- Born: 12 December 1738 Strathaven, Scotland
- Died: 23 October 1785 (aged 46) Glasgow, Scotland

= William Cochran (artist) =

Scottish painter (1738–1785)

William Cochran (12 December 1738– 23 October 1785) was a Scottish painter.

==Life==

His father was John Cochran (30 October 1715 - 1795) from Strathaven, South Lanarkshire.

His mother was Mary McGalliard (1720 - 12 February 1794).

William Cochran was born on 12 December 1738 in Strathaven.
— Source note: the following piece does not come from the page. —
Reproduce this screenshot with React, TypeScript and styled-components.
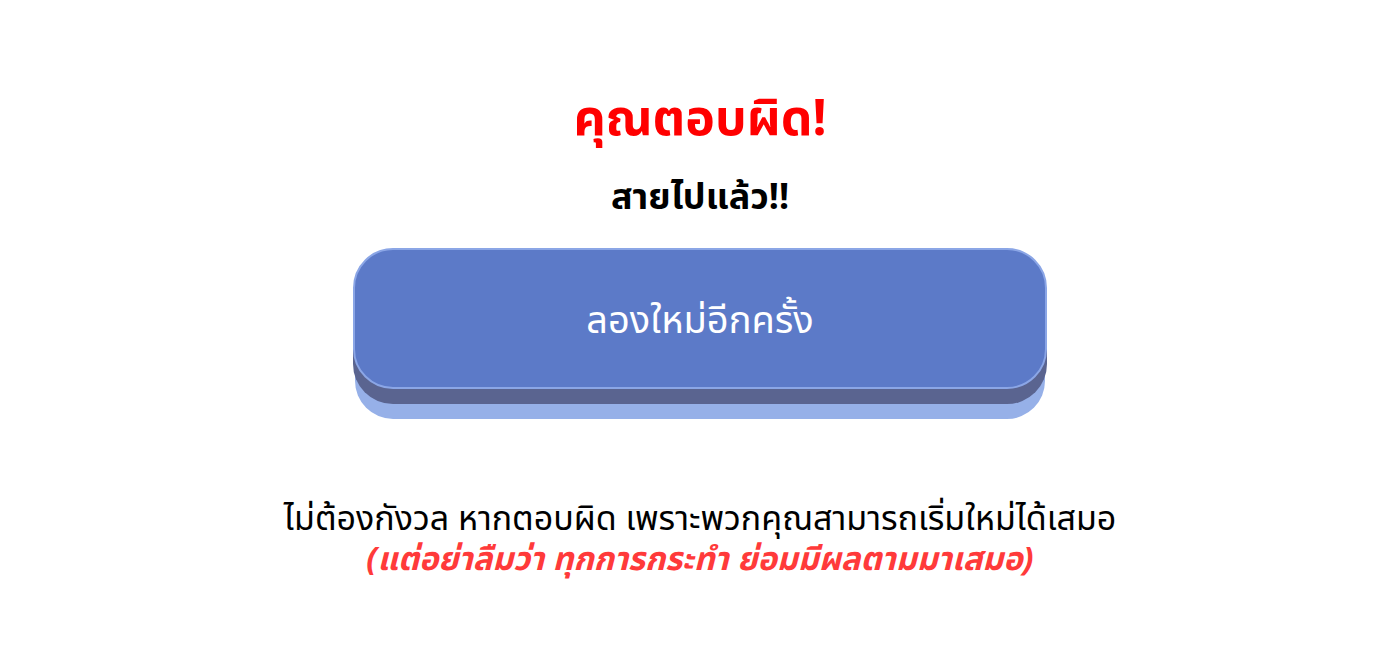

He married Margaret Wilson (born 9 April 1738) on 1 December 1758 in Strathaven.

==Art==

Cochran received his first instruction at the Academy of Painting at Glasgow, founded by the two celebrated printers, Robert and Andrew Foulis. About 1761 he went to Italy and studied under Gavin Hamilton, and on his return to Glasgow about 1766 he practised portrait painting both in oil and miniature. Some pieces from fable, executed by him when at Rome, are to be found in
Glasgow. He was a modest artist, and never exhibited his works, nor put his name to them.

==Death==

He died at Glasgow 23 October 1785. and was buried in the cathedral, where a monument was erected to his memory.